Pastor’s Ponderings, November 2019

Thanks-Giving

November is the month we celebrate the Thanksgiving holiday, but it is a good time to ask ourselves if we are taking a holiday from expressing our thanksgiving.  How often do we think about all we have to be thankful for?  How often do we express that thanks in an act of gratitude?  For many, even sending a thank you card after receiving a gift is considered old fashioned or too much trouble.  Why, because we are too focused on receiving, or think we’re entitled to what we’ve received.  But isn’t it only right that we express our gratitude for the gifts we’ve receive?  The Thanksgiving holiday is a time when we are supposed to reflect on what we’ve received and celebrate our gratitude.  Unfortunately, for many it represents little more than a respite from work and opportunity to watch football. 

There is a story in the Bible that it would be good for all of us to pay special attention.  In Luke 17:11-19, Jesus encounters ten lepers who ask Him to “have mercy” on them.  Jesus responds by telling them, “Go and show yourselves to the priests” which was what lepers were supposed to do if they were cleansed.  A priest had to verify they were healed to allow them to return to their families and no longer be banished from society.  In this story, the miracle of cleansing takes place as they travel to the priest.  Suddenly they discover they are completely healed.  One of the ten, a foreigner, seeing that he has been cleansed, immediately returns to Christ to express his gratitude.  Jesus then questions why the other nine did not also return to express their gratitude, making it clear that expressing gratitude was the right thing to do and His expectation.  Then, regarding the one who did express his gratitude, Jesus does something that emphasizes the critical importance of expressing gratitude.  Jesus says to him, “Rise and go your way; your faith has made you well.”  You may think this is no big deal because Jesus made them all “well”?
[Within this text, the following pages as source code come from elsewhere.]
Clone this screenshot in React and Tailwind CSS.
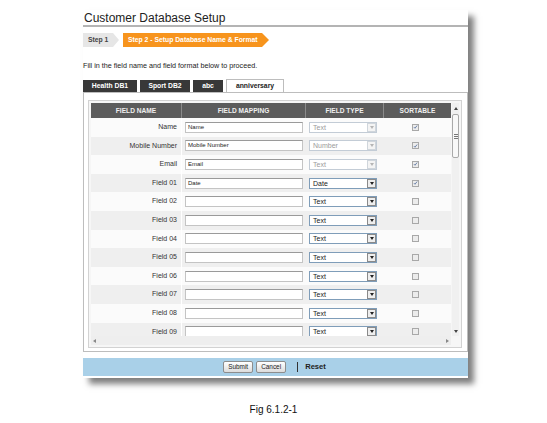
import React from "react";

const rows = [
  { name: "Name", map: "Name", type: "Text", locked: true, sort: true },
  { name: "Mobile Number", map: "Mobile Number", type: "Number", locked: true, sort: true },
  { name: "Email", map: "Email", type: "Text", locked: true, sort: true },
  { name: "Field 01", map: "Date", type: "Date", locked: false, sort: true },
  { name: "Field 02", map: "", type: "Text" },
  { name: "Field 03", map: "", type: "Text" },
  { name: "Field 04", map: "", type: "Text" },
  { name: "Field 05", map: "", type: "Text" },
  { name: "Field 06", map: "", type: "Text" },
  { name: "Field 07", map: "", type: "Text" },
  { name: "Field 08", map: "", type: "Text" },
  { name: "Field 09", map: "", type: "Text" },
];

const tabs = [
  { label: "Health DB1", w: "w-[54px]" },
  { label: "Sport DB2", w: "w-[50px]" },
  { label: "abc", w: "w-[30px]" },
];

export default function App() {
  return (
    <div className="w-[547px] h-[423px] bg-white pt-[10px] font-['Liberation_Sans',Arial,sans-serif] text-[#222]">
      {/* WINDOW */}
      <div className="ml-[83px] w-[385px] h-[368px] bg-white shadow-[6px_6px_6px_rgba(0,0,0,0.5)] flex flex-col">
        {/* TITLE */}
        <div className="pt-px border-b-2 border-[#b4b4b4]">
          <h1 className="text-[12px] leading-[14px] text-[#222] pl-px">Customer Database Setup</h1>
        </div>

        {/* STEPS */}
        <div className="mt-[6px] h-[14px] flex gap-[4px]">
          <div className="w-[36px] h-full bg-[#e6e6e6] flex items-center pl-[5px] text-[6.8px] font-bold text-[#444] [clip-path:polygon(0_0,calc(100%_-_6px)_0,100%_50%,calc(100%_-_6px)_100%,0_100%)]">
            Step 1
          </div>
          <div className="w-[146px] h-full bg-[#f7941d] flex items-center pl-[5px] text-[6.8px] font-bold text-white [clip-path:polygon(0_0,calc(100%_-_7px)_0,100%_50%,calc(100%_-_7px)_100%,0_100%)]">
            Step 2 - Setup Database Name &amp; Format
          </div>
        </div>

        {/* INTRO */}
        <p className="mt-[14px] h-[10px] leading-[10px] text-[7.2px] text-[#222]">
          Fill in the field name and field format below to proceed.
        </p>

        {/* TABS */}
        <div className="mt-[7px] h-[14px] flex items-end gap-[3px]">
          {tabs.map((t) => (
            <div
              key={t.label}
              className={`${t.w} h-[12px] bg-[#383838] text-white text-[6.8px] font-bold flex items-center justify-center`}
            >
              {t.label}
            </div>
          ))}
          <div className="h-[14px] w-[58px] -mb-px bg-white border border-b-0 border-[#bdbdbd] text-[#222] text-[6.8px] font-bold flex items-center justify-center">
            anniversary
          </div>
        </div>

        {/* PANEL */}
        <div className="h-[260px] border border-[#bdbdbd] pt-[7px] pl-[4px]">
          <div className="w-[374px] border border-[#d2d2d2] p-[2px] bg-[#f6f6f6]">
            <div className="flex">
              {/* TABLE */}
              <div className="w-[360px]">
                <div className="grid grid-cols-[91px_124px_78px_67px] h-[15px] bg-[#5c5c5c] text-[#f0f0f0] text-[6.6px] font-bold">
                  <div className="flex items-center justify-center border-r border-[#8a8a8a]">FIELD NAME</div>
                  <div className="flex items-center justify-center border-r border-[#8a8a8a]">FIELD MAPPING</div>
                  <div className="flex items-center justify-center border-r border-[#8a8a8a]">FIELD TYPE</div>
                  <div className="flex items-center justify-center">SORTABLE</div>
                </div>
                <div className="h-[218px] overflow-hidden">
                  {rows.map((r, i) => (
                    <div
                      key={r.name}
                      className={`grid grid-cols-[91px_124px_78px_67px] h-[18.6px] ${
                        i % 2 ? "bg-[#efefef]" : "bg-[#fbfbfb]"
                      }`}
                    >
                      <div className="flex items-center justify-end pr-[4px] text-[7px] text-[#333] border-r border-white">
                        {r.name}
                      </div>
                      <div className="flex items-center pl-[3px]">
                        <div className="w-[118px] h-[11px] bg-white border border-[#c4c4c4] border-t-[#9a9a9a] pl-[2px] flex items-center text-[6px] text-[#222]">
                          {r.map}
                        </div>
                      </div>
                      <div className="flex items-center pl-[3px]">
                        <TypeSelect value={r.type} disabled={r.locked} />
                      </div>
                      <div className="flex items-center justify-center pr-[5px]">
                        <Check checked={r.sort} />
                      </div>
                    </div>
                  ))}
                </div>
              </div>

              {/* VERTICAL SCROLLBAR */}
              <div className="ml-px w-[9px] h-[233px] bg-[#f0f0f0] flex flex-col items-center">
                <div className="h-[10px] flex items-center">
                  <span className="w-0 h-0 border-l-[2px] border-r-[2px] border-b-[3px] border-l-transparent border-r-transparent border-b-[#444]" />
                </div>
                <div className="w-[7px] h-[44px] mt-[1px] bg-[#f8f8f8] border border-[#a9a9a9] rounded-[2px] flex flex-col items-center justify-center gap-px">
                  <span className="w-[4px] h-px bg-[#777]" />
                  <span className="w-[4px] h-px bg-[#777]" />
                  <span className="w-[4px] h-px bg-[#777]" />
                </div>
                <div className="flex-1" />
                <div className="h-[10px] flex items-center">
                  <span className="w-0 h-0 border-l-[2px] border-r-[2px] border-t-[3px] border-l-transparent border-r-transparent border-t-[#444]" />
                </div>
              </div>
            </div>

            {/* HORIZONTAL SCROLLBAR */}
            <div className="h-[9px] w-[360px] bg-[#eeeeee] flex items-center justify-between px-[2px]">
              <span className="w-0 h-0 border-t-[2px] border-b-[2px] border-r-[3px] border-t-transparent border-b-transparent border-r-[#888]" />
              <span className="w-0 h-0 border-t-[2px] border-b-[2px] border-l-[3px] border-t-transparent border-b-transparent border-l-[#888]" />
            </div>
          </div>
        </div>

        {/* FOOTER */}
        <div className="mt-[6px] h-[18px] bg-[#a9d0e8] flex items-center justify-center gap-[3px] pr-[2px]">
          <button className="h-[12px] w-[30px] border border-[#8d8d8d] rounded-[2px] bg-gradient-to-b from-white to-[#dcdcdc] text-[6.4px] text-[#222] leading-none">
            Submit
          </button>
          <button className="h-[12px] w-[30px] border border-[#8d8d8d] rounded-[2px] bg-gradient-to-b from-white to-[#dcdcdc] text-[6.4px] text-[#222] leading-none">
            Cancel
          </button>
          <span className="ml-[8px] w-px h-[10px] bg-[#333]" />
          <span className="ml-[4px] text-[7.6px] font-bold text-[#222]">Reset</span>
        </div>
      </div>

      {/* CAPTION */}
      <p className="mt-[26px] text-center text-[10px] leading-[12px] text-[#111]">Fig 6.1.2-1</p>
    </div>
  );
}

function TypeSelect({ value, disabled }) {
  return (
    <div
      className={`w-[68px] h-[11px] bg-white border flex items-center ${
        disabled ? "border-[#c3ccd6]" : "border-[#7f9db9]"
      }`}
    >
      <span
        className={`flex-1 pl-[3px] text-[7px] leading-none ${
          disabled ? "text-[#9b9b9b]" : "text-[#222]"
        }`}
      >
        {value}
      </span>
      <span
        className={`w-[9px] h-[9px] border flex items-center justify-center ${
          disabled ? "border-[#d0d6dc] bg-[#f4f4f4]" : "border-[#8a8a8a] bg-[#eeeeee]"
        }`}
      >
        <span
          className={`w-0 h-0 border-l-[2.5px] border-r-[2.5px] border-t-[3px] border-l-transparent border-r-transparent ${
            disabled ? "border-t-[#b5b5b5]" : "border-t-[#222]"
          }`}
        />
      </span>
    </div>
  );
}

function Check({ checked }) {
  return (
    <span className="w-[7px] h-[7px] border border-[#a8a8a8] bg-[#ececec] flex items-center justify-center">
      {checked && (
        <svg viewBox="0 0 8 8" className="w-[6px] h-[6px]">
          <path d="M1.5 4.2 L3.2 6 L6.6 1.6" fill="none" stroke="#4f6a9a" strokeWidth="1.3" />
        </svg>
      )}
    </span>
  );
}
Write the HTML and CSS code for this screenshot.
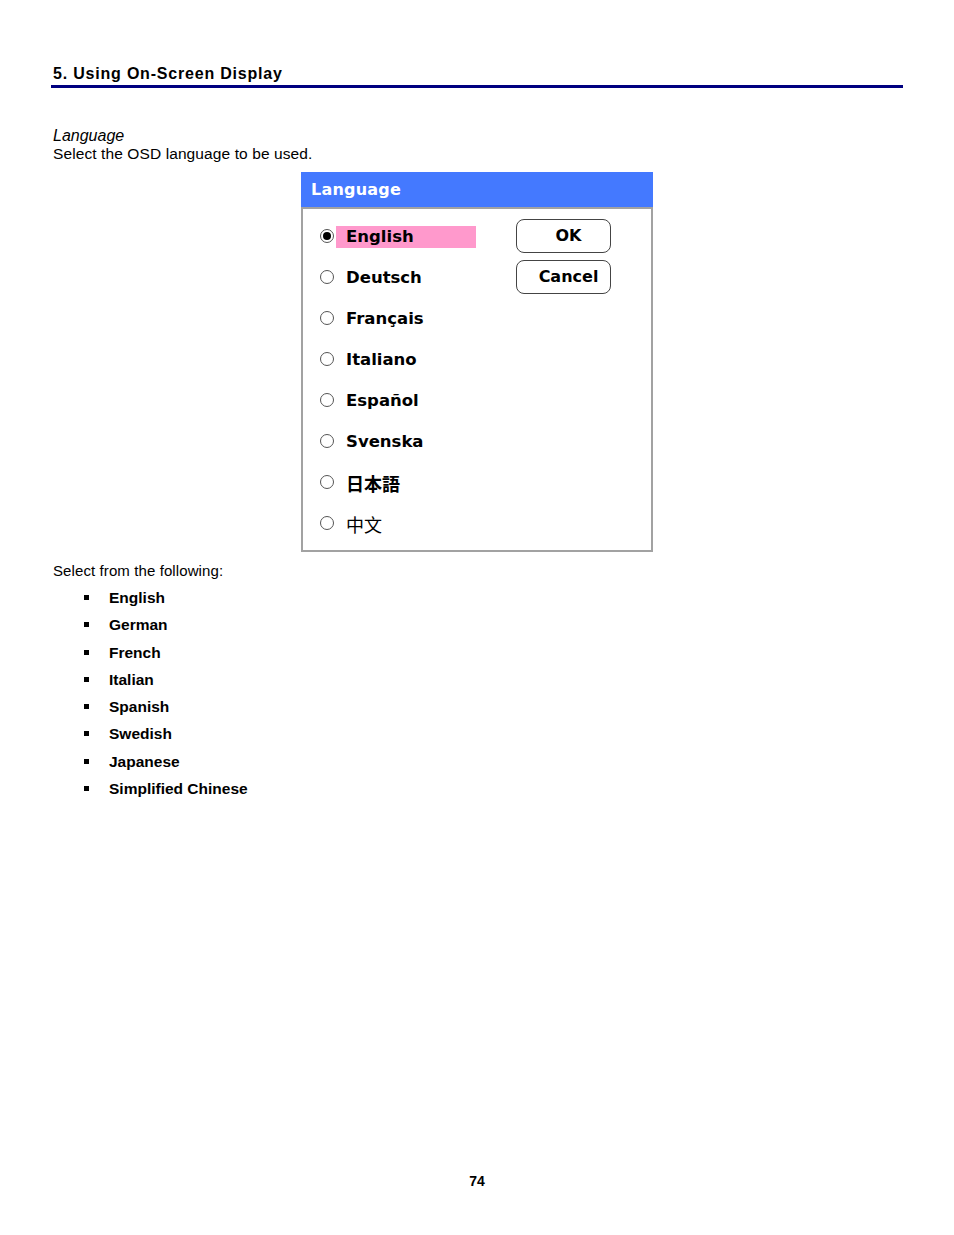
FILE: index.html
```html
<!DOCTYPE html>
<html>
<head>
<meta charset="utf-8">
<link rel="stylesheet" href="styles.css">
</head>
<body>
<div class="page">
  <div class="header"><h1 class="title">5. Using On-Screen Display</h1></div>
  <div class="section">
    <div class="sub">Language</div>
    <div class="desc">Select the OSD language to be used.</div>
  </div>
  <div class="dialog">
    <div class="dlg-title">Language</div>
    <div class="dlg-body">
      <div class="items">
        <div class="item"><span class="radio on"></span><span class="label sel">English</span></div>
        <div class="item"><span class="radio"></span><span class="label">Deutsch</span></div>
        <div class="item"><span class="radio"></span><span class="label">Français</span></div>
        <div class="item"><span class="radio"></span><span class="label">Italiano</span></div>
        <div class="item"><span class="radio"></span><span class="label">Español</span></div>
        <div class="item"><span class="radio"></span><span class="label">Svenska</span></div>
        <div class="item"><span class="radio"></span><span class="label cjk">日本語</span></div>
        <div class="item"><span class="radio"></span><span class="label cjk thin">中文</span></div>
      </div>
      <div class="buttons">
        <div class="btn">OK</div>
        <div class="btn">Cancel</div>
      </div>
    </div>
  </div>
  <div class="follow">Select from the following:</div>
  <ul class="list">
    <li>English</li>
    <li>German</li>
    <li>French</li>
    <li>Italian</li>
    <li>Spanish</li>
    <li>Swedish</li>
    <li>Japanese</li>
    <li>Simplified Chinese</li>
  </ul>
  <div class="pagenum">74</div>
</div>
</body>
</html>
```
FILE: styles.css
```css
html, body {
  margin: 0;
  padding: 0;
  background: #ffffff;
}
.page {
  width: 954px;
  height: 1235px;
  box-sizing: border-box;
  padding: 0 51px;
  font-family: "Liberation Sans", Arial, sans-serif;
  color: #000;
  position: relative;
}
.header {
  padding-top: 63px;
  border-bottom: 3px solid #000080;
}
.title {
  margin: 0 0 0 2px;
  padding-bottom: 1px;
  font-size: 16px;
  line-height: 21px;
  font-weight: 900;
  letter-spacing: 0.8px;
}
.section {
  margin-top: 39px;
  padding-left: 2px;
}
.sub {
  font-style: italic;
  font-size: 16px;
  line-height: 18px;
}
.desc {
  font-size: 15.5px;
  letter-spacing: 0.1px;
  line-height: 17px;
}
.dialog {
  margin-top: 10px;
  margin-left: 250px;
  width: 352px;
}
.dlg-title {
  height: 35px;
  background: #4479ff;
  color: #ffffff;
  font-family: "DejaVu Sans", sans-serif;
  font-weight: bold;
  font-size: 16px;
  letter-spacing: 0.2px;
  line-height: 35px;
  padding-left: 10px;
}
.dlg-body {
  border: 2px solid #a2a2a2;
  height: 345px;
  box-sizing: border-box;
  padding: 7px 0 0 16px;
  display: flex;
}
.items {
  width: 180px;
}
.item {
  height: 41px;
  display: flex;
  align-items: center;
}
.radio {
  width: 12px;
  height: 12px;
  border: 1.5px solid #555;
  border-radius: 50%;
  box-sizing: content-box;
  display: flex;
  align-items: center;
  justify-content: center;
  flex: none;
  margin-top: -2px;
  margin-left: 1px;
}
.radio.on::after {
  content: "";
  width: 8px;
  height: 8px;
  border-radius: 50%;
  background: #000;
}
.label {
  margin-left: 2px;
  padding-left: 10px;
  height: 22px;
  line-height: 22px;
  font-family: "DejaVu Sans", sans-serif;
  font-weight: bold;
  font-size: 16.5px;
  letter-spacing: 0;
  color: #000;
}
.label.sel {
  background: #ff99cc;
  width: 130px;
}
.label.cjk {
  font-family: "Noto Sans CJK JP", sans-serif;
  font-weight: bold;
  font-size: 18px;
}
.label.thin {
  font-family: "Noto Sans CJK SC", sans-serif;
  font-weight: normal;
}
.buttons {
  margin-left: 17px;
  padding-top: 3px;
  display: flex;
  flex-direction: column;
  gap: 7px;
}
.btn {
  width: 95px;
  height: 34px;
  box-sizing: border-box;
  border: 1.5px solid #444;
  border-radius: 8px;
  padding-left: 10px;
  text-align: center;
  line-height: 31px;
  font-family: "DejaVu Sans", sans-serif;
  font-weight: bold;
  font-size: 16px;
}
.follow {
  margin-top: 10px;
  padding-left: 2px;
  font-size: 15px;
  letter-spacing: 0.1px;
  line-height: 17px;
}
.list {
  list-style: none;
  margin: 5px 0 0 0;
  padding: 0 0 0 58px;
}
.list li {
  font-size: 15.5px;
  font-weight: bold;
  line-height: 27.3px;
  position: relative;
}
.list li::before {
  content: "";
  position: absolute;
  left: -25px;
  top: 11px;
  width: 5px;
  height: 5px;
  background: #000;
}
.pagenum {
  position: absolute;
  left: 0;
  right: 0;
  top: 1173px;
  text-align: center;
  font-size: 14px;
  font-weight: bold;
}
```
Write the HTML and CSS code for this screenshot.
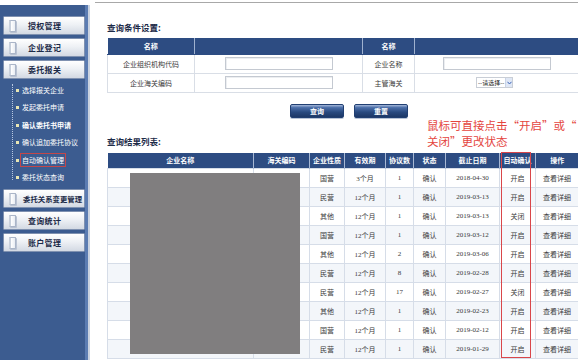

The truth is that the Greek word most English language Bibles translate as “well” or “whole” actually is the verb “to save.”  All ten lepers were made physically “well” but only the one who returned to express his gratitude was “saved,” healed body and soul.

Gratitude has always been an integral part of living our faith.  God gives us everything we have and calls us to honor Him by giving back ten percent, a tithe, from our first fruits.  God has blessed us with life, skills, talents, and all the time we have.  Therefore, it is only right that we give thanks to God by giving back a portion of what we’ve been given.  God has even told us how we are to give to Him, informing us that what we give to the least of those in need we give to Him.  Therefore, we show our gratitude and honor God by giving and serving the needs of others.  And the greatest need anyone has goes beyond the physical, but is to know Jesus Christ as Lord and Savior.  Sharing our faith with others is a gift that not only blesses their lives right now, but for all eternity.  I would like to think of this giving back to God in thanks for what He has given us as “thanks-giving.”  But let us not limit this to an annual holiday or event.  God’s grace and blessings are ever flowing into our lives.  So while the Thanksgiving holiday is a great time to celebrate what we’ve received and count our blessings, we should be living an attitude of gratitude all year long.  Living a life of “thanks-giving” to God will not only make us feel better, it just may “save” us.  Save us because it will change our orientation from a focus on “receiving” to a focus on “giving.”  This is the example Christ has given us.  Through the gift of His life, death, and resurrection, we have been saved.  Show your “thanks-giving” every day and in every way!